The original Green is the only black male character to have a substantial role in a Supermarionation series.

==Appearances==
===Captain Scarlet===
In the original series, Green (born Seymour Griffiths) spends most of his time in the Cloudbase control room. He assists Colonel White in the execution of Spectrum assignments by accessing data and radio links from a large supercomputer, which he operates from a moveable chair. At White's command, Green can activate the control room's display screen or speak on the base's public address system. Green rarely leaves Cloudbase, although he occasionally mentions how he would relish an opportunity to meet the Mysteron agent Captain Black "face to face". Other Cloudbase personnel assist White whenever Green is absent.

The character's voice was provided by Guyanese actor and singer Cy Grant, on whom the puppet's appearance was based. He was known to series creators Gerry and Sylvia Anderson for his regular calypso contributions to the current affairs programme Tonight.

===New Captain Scarlet===
In the remake series, Green (born Serena Lewis) is re-imagined as a 27-year-old African-American woman, originally from Texas. She remains confined to Skybase (the new series' Cloudbase), but her desk is smaller and her computer uses holographic technology. She is knowledgeable about all aspects of Spectrum and used to work for the United Nations. She is attracted to Captain Blue. At the end of the episode "Proteus", she is offered a promotion to the rank of captain but elects to remain a lieutenant. Gerry Anderson described the re-imagined character as an "incredibly efficient assistant" to Colonel White.

The character's appearance was loosely modelled on "Jinx" Johnson (played by Halle Berry) in the James Bond film Die Another Day (2002). She was voiced by Jules de Jongh.

==Reception==
When it was repeated on British television in 1993, Captain Scarlet and the Mysterons drew criticism for its use of the codenames "White" (for the benevolent Colonel White) and "Black" (for the villainous Captain Black), with some commentators viewing these opposing colour designations as racially charged and politically incorrect. Gerry Anderson responded to these allegations by pointing out that the series features heroic non-white characters in the form of Green, Melody Angel and Harmony Angel. Green's original voice actor, Cy Grant, believed that Captain Scarlet had positive multicultural value and regarded it as spiritually allegorical. On black-and-white dualism, he argued that "the 'darkness' of the Mysterons is most easily seen as the psychological rift — the struggle of 'good' and 'evil' — of the Western world as personified by Colonel White and his team. Dark and light are but aspects of each other. Incidentally, green is the colour of nature that can heal that rift." He also discussed the idea of Lieutenant Green being an African trickster hero.

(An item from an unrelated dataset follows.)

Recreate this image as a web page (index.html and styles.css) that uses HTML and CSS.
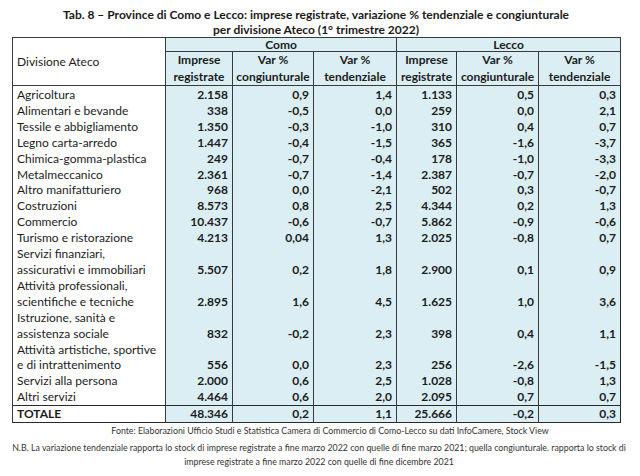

The progressiveness of Green's character has drawn a range of responses. Kurt Barling, who wrote an obituary on Grant for The Independent, described Green as "one of the first positive black fictional characters in children's television". He praised the way that Grant delivered the character's lines, stating that his "mellifluous tones" gave Green a "serene and heroic quality". Mike Fillis of Cult Times magazine praised the Andersons' decision to make a black character Cloudbase's "second-in-command", while The Daily Telegraph referred to the character as a "black defender of planet Earth". A contrary view is expressed by Mark Bould, who comments that Green, Cloudbase's "only officer of colour", performs the role of "aide-de-camp/Uhura-style switchboard operator". Paul Myers of The Guardian argues that of all the characters, Green alone "could be a legitimate target for PC wrath", noting that he is of lower rank ("Why was he only a lieutenant?") and that while his fellow officers fight the Mysterons, he remains "grounded" within Spectrum's headquarters. The authors of The Rough Guide To Cult TV argue that the casting of Green as a main character in the original Captain Scarlet was a result of shifting "TV politics" during the 1960s, pointing out that Gerry Anderson had been frustrated in his attempts to include prominent non-white characters in his earlier series.

In a 2008 article on the portrayal of women professionals in television, Yvonne Cook of the Open University noted that one episode of New Captain Scarlet shows the female Green fending off the persistent advances of a male guest character. Cook cited this episode as an example of how "even programmes aimed at young children can contain quite subtle gender stereotyping".